I'm positive it's not for everyone, but it's gotten me actually making little games quickly and regularly, which is something I've daydreamed about for twenty years but made really, really halting progress on in more full-scope development environments.
What would be your dream setup?
Infinite time and an army of interns? I don't have many setup complaints, maybe just because I've convinced myself to settle for whatever is available and focus on doing stuff; usually my main problem is being busy with other stuff (though for all that MetaFilter as a work-from-home, my-own-boss setup is loads more generous for fooling around with creative stuff than a typical job) or just not wanting to deal with some of the more tedious aspects of one or another creative idea (I loved making Larp Trek but it fell by the wayside eventually because getting it put together three times a week was tedious and stressful in a some ways and that overpowered the fun).

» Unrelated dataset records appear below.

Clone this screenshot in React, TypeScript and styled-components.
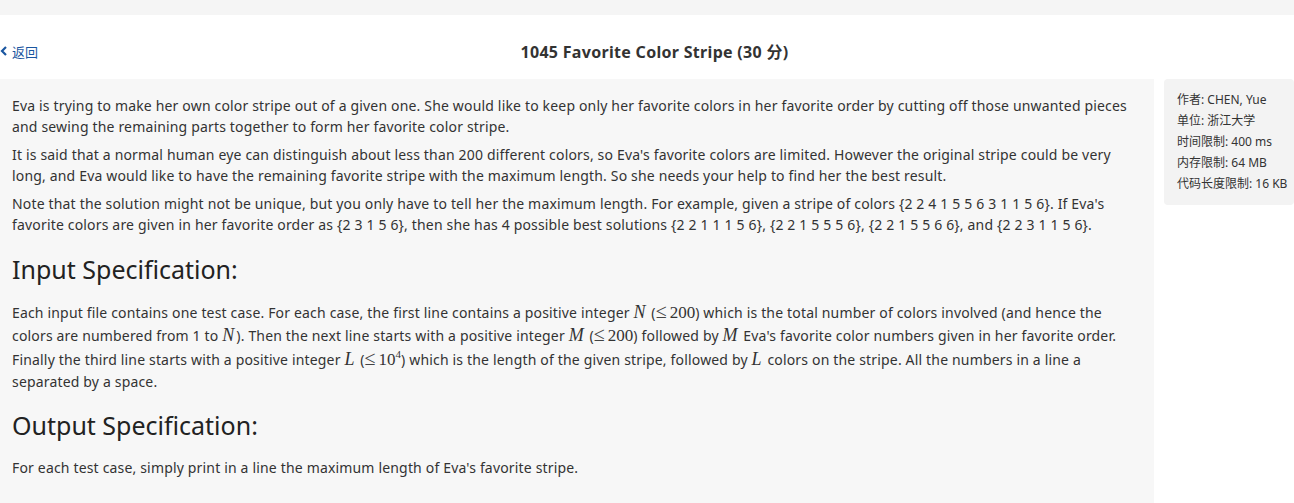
import React from "react";
import styled, { createGlobalStyle } from "styled-components";

const Global = createGlobalStyle`
  html, body { margin: 0; padding: 0; background: #ffffff; }
  body {
    font-family: "Noto Sans", "Noto Sans CJK SC", sans-serif;
    color: #333333;
  }
`;

const Page = styled.div`
  width: 1294px;
  min-height: 503px;
  padding-top: 15px;
  background: linear-gradient(#f5f5f5 0 15px, #ffffff 15px);
  box-sizing: border-box;
`;

const Header = styled.header`
  height: 64px;
  display: grid;
  grid-template-columns: 1fr auto 1fr;
  align-items: center;
  background: #ffffff;
`;

const BackLink = styled.a`
  display: flex;
  align-items: center;
  gap: 4px;
  font-size: 13px;
  color: #1a56a0;
  text-decoration: none;
  font-family: "Noto Sans CJK SC", sans-serif;
  padding-top: 8px;
`;

const Title = styled.h1`
  margin: 0;
  padding: 7px 0 0 15px;
  font-size: 16px;
  font-weight: 700;
  letter-spacing: 0.3px;
  color: #333333;
  font-family: "Noto Sans", "Noto Sans CJK SC", sans-serif;
`;

const Body = styled.div`
  display: flex;
  gap: 10px;
  align-items: flex-start;
`;

const Main = styled.main`
  width: 1154px;
  flex: none;
  background: #f7f7f7;
  padding: 16px 12px 20px 12px;
  box-sizing: border-box;
  min-height: 424px;
`;

const Para = styled.p<{ $tall?: boolean }>`
  margin: 0 0 ${(p) => (p.$tall ? "-3px" : "7px")};
  font-size: 14px;
  letter-spacing: 0.17px;
  line-height: ${(p) => (p.$tall ? "22.4px" : "21px")};
`;

const Heading = styled.h2`
  margin: 17px 0 15px;
  font-size: 25px;
  font-weight: 400;
  line-height: 34px;
  color: #222222;
`;

const Var = styled.span`
  font-family: "Liberation Serif", "DejaVu Serif", serif;
  font-style: italic;
  font-size: 18px;
  line-height: 1;
  letter-spacing: 0;
  padding-right: 2px;
`;

const Num = styled.span`
  font-family: "Liberation Serif", "DejaVu Serif", serif;
  font-size: 17px;
  line-height: 1;
  letter-spacing: 0;
`;

const Rel = styled.span`
  font-size: 20px;
  color: #444444;
  margin-right: 3px;
`;

const Sup = styled.sup`
  font-size: 11px;
  line-height: 0;
`;

const Side = styled.aside`
  width: 130px;
  flex: none;
  background: #f3f3f3;
  border-radius: 4px;
  padding: 10px 0 11px 13px;
  box-sizing: border-box;
  font-size: 12px;
  line-height: 21px;
  font-family: "Noto Sans", "Noto Sans CJK SC", sans-serif;
  color: #333333;
`;

const SideRow = styled.div`
  white-space: nowrap;
`;

const info = [
  "作者: CHEN, Yue",
  "单位: 浙江大学",
  "时间限制: 400 ms",
  "内存限制: 64 MB",
  "代码长度限制: 16 KB",
];

export default function App() {
  return (
    <>
      <Global />
      <Page>
        <Header>
          <BackLink href="#">
            <svg width="8" height="10" viewBox="0 0 8 10">
              <path d="M6 1 L2 5 L6 9" stroke="#1a56a0" strokeWidth="2.2" fill="none" />
            </svg>
            返回
          </BackLink>
          <Title>1045 Favorite Color Stripe (30 分)</Title>
          <div />
        </Header>
        <Body>
          <Main>
            <Para>
              Eva is trying to make her own color stripe out of a given one. She would like to keep only her favorite colors in her favorite order by cutting off those unwanted pieces and sewing the remaining parts together to form her favorite color stripe.
            </Para>
            <Para>
              It is said that a normal human eye can distinguish about less than 200 different colors, so Eva's favorite colors are limited. However the original stripe could be very long, and Eva would like to have the remaining favorite stripe with the maximum length. So she needs your help to find her the best result.
            </Para>
            <Para>
              Note that the solution might not be unique, but you only have to tell her the maximum length. For example, given a stripe of colors {"{2 2 4 1 5 5 6 3 1 1 5 6}"}. If Eva's favorite colors are given in her favorite order as {"{2 3 1 5 6}"}, then she has 4 possible best solutions {"{2 2 1 1 1 5 6}"}, {"{2 2 1 5 5 5 6}"}, {"{2 2 1 5 5 6 6}"}, and {"{2 2 3 1 1 5 6}"}.
            </Para>
            <Heading>Input Specification:</Heading>
            <Para $tall>
              Each input file contains one test case. For each case, the first line contains a positive integer <Var>N</Var> (<Num><Rel>≤</Rel>200</Num>) which is the total number of colors involved (and hence the colors are numbered from 1 to <Var>N</Var>). Then the next line starts with a positive integer <Var>M</Var> (<Num><Rel>≤</Rel>200</Num>) followed by <Var>M</Var> Eva's favorite color numbers given in her favorite order. Finally the third line starts with a positive integer <Var>L</Var> (<Num><Rel>≤</Rel>10<Sup>4</Sup></Num>) which is the length of the given stripe, followed by <Var>L</Var> colors on the stripe. All the numbers in a line a separated by a space.
            </Para>
            <Heading>Output Specification:</Heading>
            <Para>For each test case, simply print in a line the maximum length of Eva's favorite stripe.</Para>
          </Main>
          <Side>
            {info.map((t) => (
              <SideRow key={t}>{t}</SideRow>
            ))}
          </Side>
        </Body>
      </Page>
    </>
  );
}
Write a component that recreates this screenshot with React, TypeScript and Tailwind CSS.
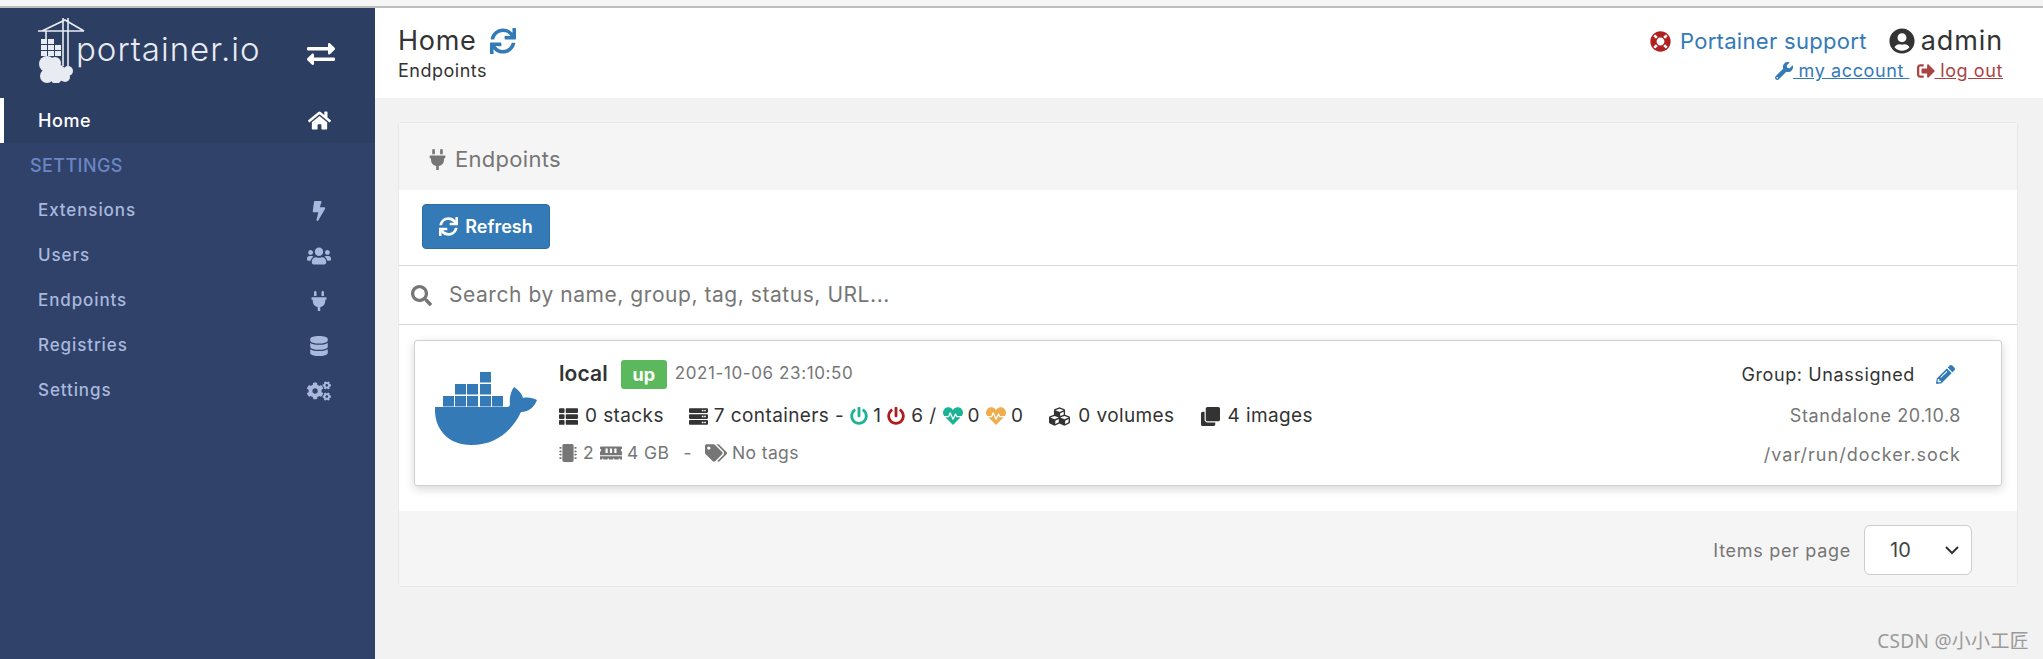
import React from "react";
import {
  FaExchangeAlt, FaHome, FaBolt, FaUsers, FaPlug, FaDatabase, FaCogs, FaSync, FaLifeRing, FaUserCircle,
  FaWrench, FaSignOutAlt, FaSearch, FaThList, FaServer, FaPowerOff, FaHeartbeat, FaCubes, FaClone,
  FaMicrochip, FaMemory, FaTags, FaPencilAlt,
} from "react-icons/fa";

const navItems = [
  { label: "Extensions", Icon: FaBolt, size: "text-[20px]" },
  { label: "Users", Icon: FaUsers, size: "text-[24px]" },
  { label: "Endpoints", Icon: FaPlug, size: "text-[20px]" },
  { label: "Registries", Icon: FaDatabase, size: "text-[20px]" },
  { label: "Settings", Icon: FaCogs, size: "text-[24px]" },
];

function Crane() {
  return (
    <svg width="50" height="66" viewBox="0 0 50 66" className="shrink-0">
      <g stroke="#e8ebf2" strokeWidth="1.6" fill="none">
        <path d="M1 14h46M26 1v48M31 1v48M5 14L28 3l19 11M9 14v8" />
      </g>
      <g fill="#e8ebf2">
        <rect x="4" y="22" width="6" height="5" /><rect x="11" y="22" width="6" height="5" /><rect x="18" y="28" width="6" height="5" />
        <rect x="4" y="28" width="6" height="5" /><rect x="11" y="28" width="6" height="5" /><rect x="4" y="34" width="6" height="5" /><rect x="11" y="34" width="6" height="5" /><rect x="18" y="34" width="6" height="5" />
        <circle cx="10" cy="47" r="8" /><circle cx="18" cy="46" r="6" />
        <circle cx="10" cy="59" r="7" /><circle cx="20" cy="56" r="9" /><circle cx="28" cy="60" r="5" /><circle cx="31" cy="54" r="5" /><circle cx="19" cy="62" r="5" />
      </g>
    </svg>
  );
}

function DockerLogo() {
  const boxes = [
    [45, 0], [20, 12], [32, 12], [45, 12], [8, 24], [20, 24], [32, 24], [45, 24], [57, 24],
  ];
  return (
    <svg width="103" height="74" viewBox="0 0 103 74" className="shrink-0">
      <g fill="#337ab7">
        {boxes.map(([x, y], i) => (
          <rect key={i} x={x} y={y} width="11" height="10.5" />
        ))}
        <path d="M0 35H72C74 35 75 34 75 32C74 26 76 19 79 15C84 18 87 22 88 26C93 25 98 26 102 28C99 36 93 40 86 40C78 57 62 73 36 73C14 73 0 58 0 38Z" />
      </g>
    </svg>
  );
}

export default function App() {
  return (
    <div className="h-[659px] w-full flex flex-col overflow-hidden relative bg-[#f2f2f2] text-[#333] font-['Inter','Liberation_Sans',sans-serif]">
      <div className="h-[8px] bg-[#f5f5f5] border-b-2 border-[#bdbdbd]" />
      <div className="flex flex-1 min-h-0">
        <aside className="w-[375px] bg-[#30426a] shrink-0">
          <div className="bg-[#2d3e63] h-[90px] flex items-start pl-[37px] pr-[40px] pt-[9px]">
            <Crane />
            <span className="text-[#e8ebf2] text-[33px] font-light tracking-[1px] leading-[40px] mt-[12px] ml-[-11px] w-[196px]">portainer.io</span>
            <FaExchangeAlt className="text-white text-[28px] ml-auto mt-[23px]" />
          </div>
          <div className="bg-[#2d3e63] h-[45px] border-l-4 border-white flex items-center pl-[34px] pr-[44px] pb-[1px] text-white text-[18px] font-medium tracking-[0.6px] justify-between">
            <span>Home</span>
            <FaHome className="text-[23px]" />
          </div>
          <div className="h-[45px] pl-[30px] flex items-center text-[#6a86c5] text-[18px] font-medium tracking-[0.4px]">SETTINGS</div>
          {navItems.map(({ label, Icon, size }) => (
            <div key={label} className="h-[45px] flex items-center justify-between pl-[38px] pr-[44px] text-[#a9b9dd] text-[17px] font-medium tracking-[0.9px]">
              <span>{label}</span>
              <span className="w-[24px] flex justify-center"><Icon className={size} /></span>
            </div>
          ))}
        </aside>
        <main className="flex-1 min-w-0 flex flex-col">
          <header className="h-[90px] bg-white flex justify-between pl-[23px] pr-[40px] pt-[15px] shrink-0">
            <div>
              <div className="flex items-center text-[27px] leading-[36px] text-[#333] tracking-[0.7px]">
                Home
                <FaSync className="text-[#337ab7] text-[26px] ml-[14px]" />
              </div>
              <div className="text-[18px] leading-[24px] text-[#333] tracking-[0.5px]">Endpoints</div>
            </div>
            <div className="flex flex-col items-end">
              <div className="flex items-center leading-[36px] h-[36px] text-[22px]">
                <FaLifeRing className="text-[#b02020] text-[21px]" />
                <span className="text-[#337ab7] ml-[9px] tracking-[0.3px]">Portainer support</span>
                <FaUserCircle className="text-[#333] text-[26px] ml-[22px]" />
                <span className="text-[#333] ml-[6px] text-[27px] tracking-[0.9px]">admin</span>
              </div>
              <div className="flex items-center text-[18px] leading-[24px] tracking-[0.6px]">
                <FaWrench className="text-[#337ab7] text-[18px]" />
                <span className="text-[#337ab7] underline whitespace-pre"> my account </span>
                <FaSignOutAlt className="text-[#a94442] text-[18px] ml-[7px]" />
                <span className="text-[#a94442] underline whitespace-pre"> log out</span>
              </div>
            </div>
          </header>
          <div className="px-[23px] pt-[24px] pr-[25px]">
            <section className="bg-white border border-[#e8e8e8] rounded-[3px] h-[465px] flex flex-col">
              <div className="h-[67px] bg-[#f5f5f5] flex items-center pl-[28px] pt-[6px] text-[#767676] text-[22px] tracking-[0.3px]">
                <FaPlug className="text-[21px] mr-[7px]" />
                Endpoints
              </div>
              <div className="h-[76px] border-b border-[#d8d8d8] pl-[23px] pt-[14px]">
                <button className="h-[45px] w-[128px] bg-[#337ab7] border border-[#2e6da4] rounded-[4px] text-white text-[18px] font-semibold flex items-center justify-center gap-[7px]">
                  <FaSync className="text-[19px]" />
                  Refresh
                </button>
              </div>
              <div className="h-[59px] border-b border-[#d8d8d8] flex items-center pl-[12px] text-[#767676] text-[21px] tracking-[0.55px]">
                <FaSearch className="text-[21px] mr-[17px]" />
                Search by name, group, tag, status, URL...
              </div>
              <div className="flex-1 px-[15px] pt-[15px]">
                <div className="h-[146px] w-full border border-[#d0d0d0] rounded-[3px] bg-white shadow-[0_3px_10px_rgba(0,0,0,0.16)] flex pl-[20px] pr-[40px]">
                  <div className="pt-[31px]"><DockerLogo /></div>
                  <div className="ml-[21px] flex-1 pt-[18px]">
                    <div className="flex items-center h-[30px]">
                      <span className="text-[21px] font-semibold text-[#333] tracking-[0.1px]">local</span>
                      <span className="ml-[13px] h-[29px] w-[46px] bg-[#5cb85c] rounded-[3px] text-white text-[18px] font-bold flex items-center justify-center">up</span>
                      <span className="ml-[8px] text-[17px] text-[#767676] tracking-[0.6px]">2021-10-06 23:10:50</span>
                    </div>
                    <div className="flex items-center h-[30px] mt-[12px] text-[19px] text-[#333] tracking-[0.4px]">
                      <FaThList className="text-[19px]" /><span className="ml-[7px]">0 stacks</span>
                      <FaServer className="text-[19px] ml-[25px]" /><span className="ml-[6px]">7 containers -</span>
                      <FaPowerOff className="text-[#1ab394] text-[18px] ml-[6px]" /><span className="ml-[5px]">1</span>
                      <FaPowerOff className="text-[#b01c1c] text-[18px] ml-[6px]" /><span className="ml-[6px]">6 /</span>
                      <FaHeartbeat className="text-[#1ab394] text-[20px] ml-[6px]" /><span className="ml-[5px]">0</span>
                      <FaHeartbeat className="text-[#f0ad4e] text-[20px] ml-[6px]" /><span className="ml-[5px]">0</span>
                      <FaCubes className="text-[21px] ml-[26px]" /><span className="ml-[8px]">0 volumes</span>
                      <FaClone className="text-[19px] ml-[26px]" /><span className="ml-[8px]">4 images</span>
                    </div>
                    <div className="flex items-center h-[24px] mt-[10px] text-[17.500px] text-[#767676] tracking-[0.4px]">
                      <FaMicrochip className="text-[18px]" /><span className="ml-[6px]">2</span>
                      <FaMemory className="text-[22px] ml-[6px]" /><span className="ml-[5px]">4 GB</span>
                      <span className="ml-[14px]">-</span>
                      <FaTags className="text-[22px] ml-[13px]" /><span className="ml-[5px]">No tags</span>
                    </div>
                  </div>
                  <div className="flex flex-col items-end pt-[18px] text-[18px] tracking-[0.6px]">
                    <div className="h-[30px] flex items-center text-[#333] mr-[6px]">
                      Group: Unassigned
                      <FaPencilAlt className="text-[#337ab7] text-[19px] ml-[21px]" />
                    </div>
                    <div className="h-[30px] flex items-center mt-[11px] text-[#767676]">Standalone 20.10.8</div>
                    <div className="h-[30px] flex items-center mt-[9px] text-[#767676] tracking-[1px]">/var/run/docker.sock</div>
                  </div>
                </div>
              </div>
              <div className="h-[75px] bg-[#f5f5f5] flex items-center justify-end pr-[45px] pt-[3px]">
                <span className="text-[#767676] text-[18px] tracking-[0.7px] mr-[13px]">Items per page</span>
                <div className="w-[108px] h-[50px] bg-white border border-[#cccccc] rounded-[6px] flex items-center justify-between pl-[25px] pr-[12px] text-[20px] text-[#444]">
                  10
                  <svg width="14" height="9" viewBox="0 0 14 9" fill="none" stroke="#333" strokeWidth="2"><path d="M1 1l6 6 6-6" /></svg>
                </div>
              </div>
            </section>
          </div>
        </main>
      </div>
      <div className="absolute right-[14px] top-[630px] text-[#9a9a9a] text-[19px] leading-[22px] tracking-[0.3px] font-['Noto_Sans','Noto_Sans_CJK_SC',sans-serif]">CSDN @小小工匠</div>
    </div>
  );
}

If there was a gun to my head and cash on the table, I could easily throw a hundred thousand dollars at a nice little home recording studio, but I doubt it'd make me write any more music than I do. Acoustic treatment and Neve consoles are nice but they don't write songs. And that's kind of the deal with everything. I don't tend to get excited about tools for their own sake; if I look at a pen and a notebook and I'm excited about something, that's the whole deal right there. That's all that matters: jot that idea down and start figuring out the quickest way to turn it into an actual thing.